Ring Energy Cuts Capital Spending 35% and Posts 15% Free Cash Flow Gain

REIREI

Ring Energy cut capital spending 35% year-over-year and improved drilling efficiency to $500 per lateral foot, while lease operating expense fell 18% and debt was cut by $40 million. The company generated a record $50.1 million of adjusted free cash flow (up 15%) and boosted proved reserves by 14%.

1. Q4 Operational and Financial Highlights

Ring Energy reported Q4 sales volumes averaging 20,508 Boe per day, near the midpoint of guidance and contributing to a record full-year average of 20,253 Boe per day. Fourth-quarter revenue totaled $66.9 million with a net loss of $12.8 million including a $35.9 million impairment, while adjusted net income was $3.6 million and adjusted free cash flow reached $5.7 million.
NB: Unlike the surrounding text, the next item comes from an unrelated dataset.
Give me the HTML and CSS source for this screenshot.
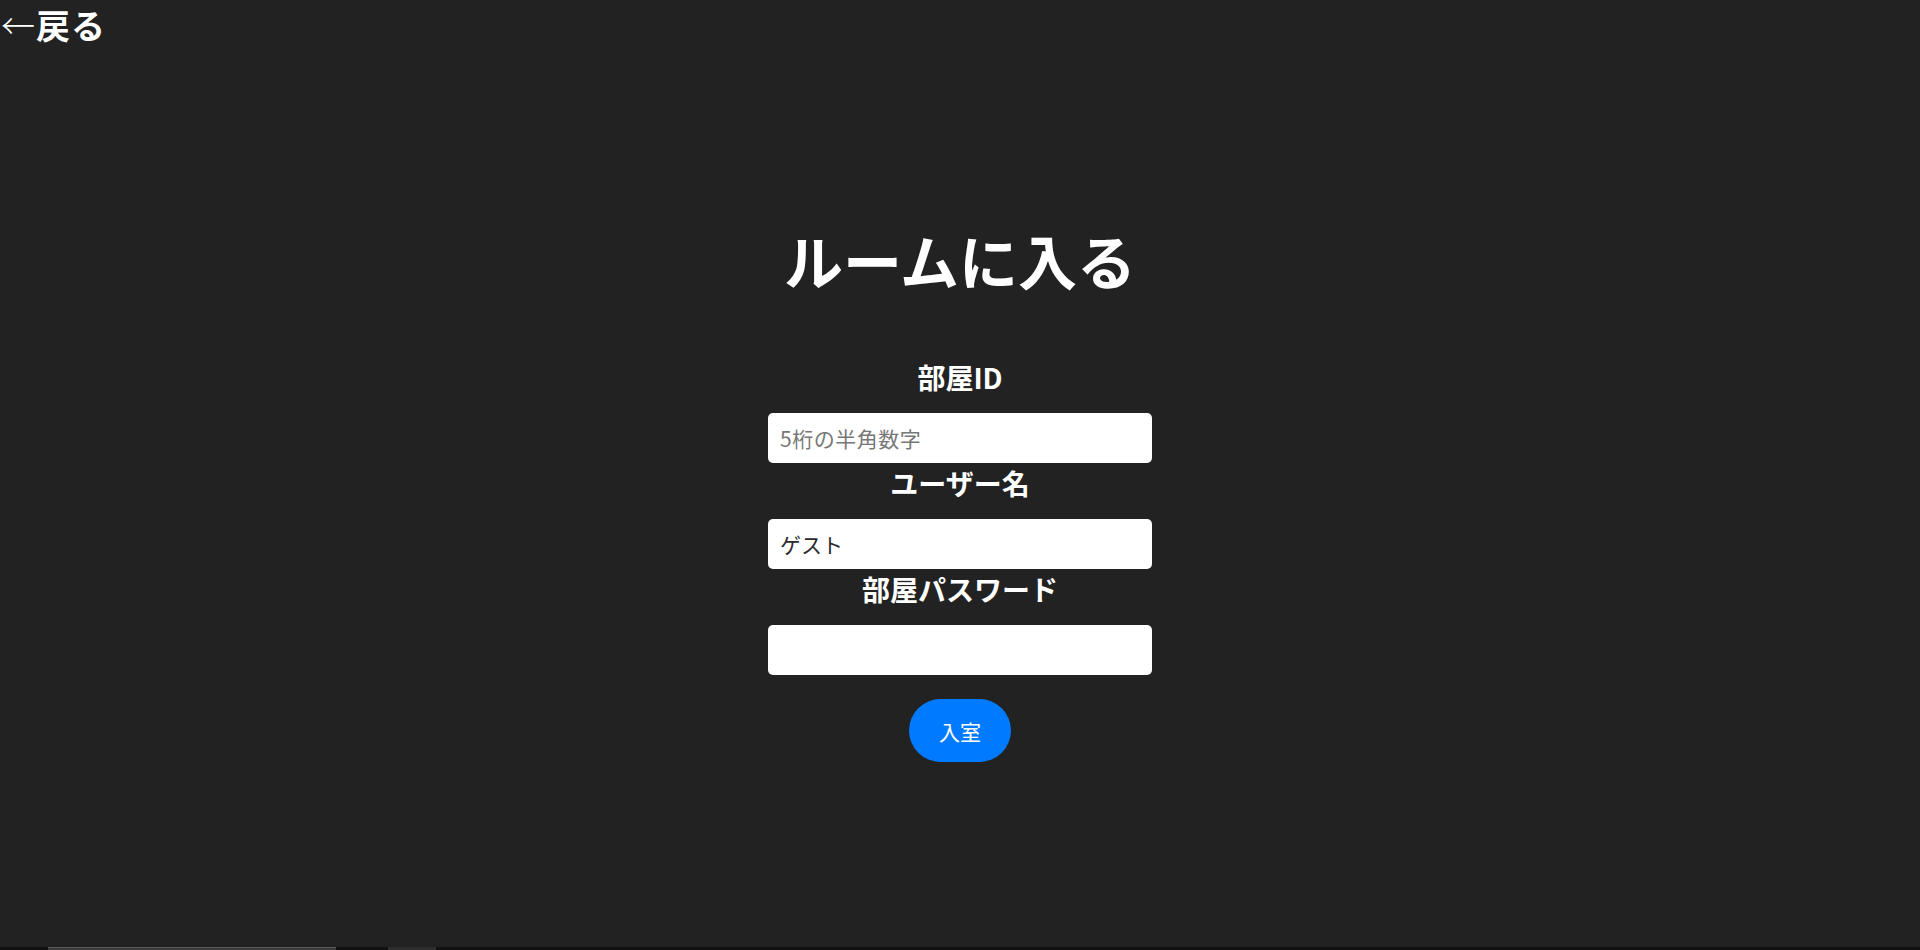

2. Cost Efficiency and Capital Management

The company reduced capital spending by 35% year-over-year, achieving drilling capital efficiency of $500 per lateral foot (up 3% YoY and 19% since 2023). Lease operating expense declined 18% over the last six months, and Ring paid down $8 million of debt in Q4 and $40 million since closing its acquisition, plus a $10 million deferred payment in December.

3. Balance Sheet, Liquidity and Hedging

At year-end, Ring had $420 million drawn on its credit facility with $165 million available net of letters of credit and total liquidity of $166 million. The leverage ratio stood at 2.2 times, and the company has hedged 2.3 million barrels of oil (48% of expected sales) and 4.7 Bcf of gas (66% of expected sales) for 2026.

4. 2026 Guidance and Outlook

Management plans a disciplined capital program of $100–130 million to hold production roughly flat under a $60 per barrel WTI and $3.50 per Mcf Henry Hub planning case. The focus remains on debt reduction and reassessing hedge strategies in light of evolving market conditions.